● WORK TO BE COMPLETED:
Repeat the full listing below verbatim and keep the images out.

▼

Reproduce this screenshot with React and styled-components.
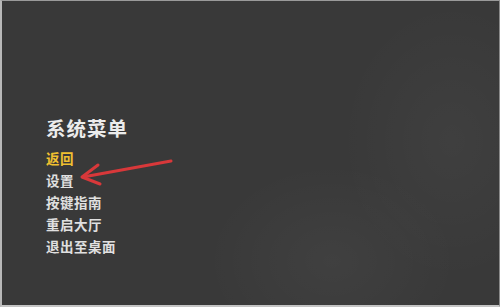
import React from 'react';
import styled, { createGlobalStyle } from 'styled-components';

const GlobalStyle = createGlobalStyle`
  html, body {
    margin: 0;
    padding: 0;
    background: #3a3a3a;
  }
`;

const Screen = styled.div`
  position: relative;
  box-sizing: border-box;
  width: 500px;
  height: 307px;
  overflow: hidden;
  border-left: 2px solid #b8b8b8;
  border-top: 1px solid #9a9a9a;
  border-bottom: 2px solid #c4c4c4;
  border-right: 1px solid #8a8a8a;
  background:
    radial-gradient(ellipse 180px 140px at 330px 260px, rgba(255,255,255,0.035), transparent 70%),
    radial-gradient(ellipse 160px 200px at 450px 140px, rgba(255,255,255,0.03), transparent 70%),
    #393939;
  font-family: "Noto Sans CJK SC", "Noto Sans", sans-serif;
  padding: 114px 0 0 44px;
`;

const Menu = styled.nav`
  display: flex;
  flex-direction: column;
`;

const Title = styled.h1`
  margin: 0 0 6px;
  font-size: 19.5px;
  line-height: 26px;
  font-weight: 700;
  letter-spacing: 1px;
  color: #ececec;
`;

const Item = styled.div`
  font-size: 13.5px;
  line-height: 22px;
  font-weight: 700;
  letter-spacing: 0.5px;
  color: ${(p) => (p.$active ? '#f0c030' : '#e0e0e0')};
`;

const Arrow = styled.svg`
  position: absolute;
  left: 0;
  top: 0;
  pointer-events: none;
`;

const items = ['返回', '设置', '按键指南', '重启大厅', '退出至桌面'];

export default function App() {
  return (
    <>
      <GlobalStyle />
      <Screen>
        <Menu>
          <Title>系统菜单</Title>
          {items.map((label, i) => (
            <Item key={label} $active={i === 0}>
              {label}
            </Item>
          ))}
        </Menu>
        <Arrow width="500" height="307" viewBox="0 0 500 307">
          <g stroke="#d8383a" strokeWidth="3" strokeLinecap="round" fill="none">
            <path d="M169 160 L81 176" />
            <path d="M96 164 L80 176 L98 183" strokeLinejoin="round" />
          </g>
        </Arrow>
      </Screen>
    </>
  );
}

▲

● COMPLETE OUTPUT:
Reproduce this screenshot with React and styled-components.
import React from 'react';
import styled, { createGlobalStyle } from 'styled-components';

const GlobalStyle = createGlobalStyle`
  html, body {
    margin: 0;
    padding: 0;
    background: #3a3a3a;
  }
`;

const Screen = styled.div`
  position: relative;
  box-sizing: border-box;
  width: 500px;
  height: 307px;
  overflow: hidden;
  border-left: 2px solid #b8b8b8;
  border-top: 1px solid #9a9a9a;
  border-bottom: 2px solid #c4c4c4;
  border-right: 1px solid #8a8a8a;
  background:
    radial-gradient(ellipse 180px 140px at 330px 260px, rgba(255,255,255,0.035), transparent 70%),
    radial-gradient(ellipse 160px 200px at 450px 140px, rgba(255,255,255,0.03), transparent 70%),
    #393939;
  font-family: "Noto Sans CJK SC", "Noto Sans", sans-serif;
  padding: 114px 0 0 44px;
`;

const Menu = styled.nav`
  display: flex;
  flex-direction: column;
`;

const Title = styled.h1`
  margin: 0 0 6px;
  font-size: 19.5px;
  line-height: 26px;
  font-weight: 700;
  letter-spacing: 1px;
  color: #ececec;
`;

const Item = styled.div`
  font-size: 13.5px;
  line-height: 22px;
  font-weight: 700;
  letter-spacing: 0.5px;
  color: ${(p) => (p.$active ? '#f0c030' : '#e0e0e0')};
`;

const Arrow = styled.svg`
  position: absolute;
  left: 0;
  top: 0;
  pointer-events: none;
`;

const items = ['返回', '设置', '按键指南', '重启大厅', '退出至桌面'];

export default function App() {
  return (
    <>
      <GlobalStyle />
      <Screen>
        <Menu>
          <Title>系统菜单</Title>
          {items.map((label, i) => (
            <Item key={label} $active={i === 0}>
              {label}
            </Item>
          ))}
        </Menu>
        <Arrow width="500" height="307" viewBox="0 0 500 307">
          <g stroke="#d8383a" strokeWidth="3" strokeLinecap="round" fill="none">
            <path d="M169 160 L81 176" />
            <path d="M96 164 L80 176 L98 183" strokeLinejoin="round" />
          </g>
        </Arrow>
      </Screen>
    </>
  );
}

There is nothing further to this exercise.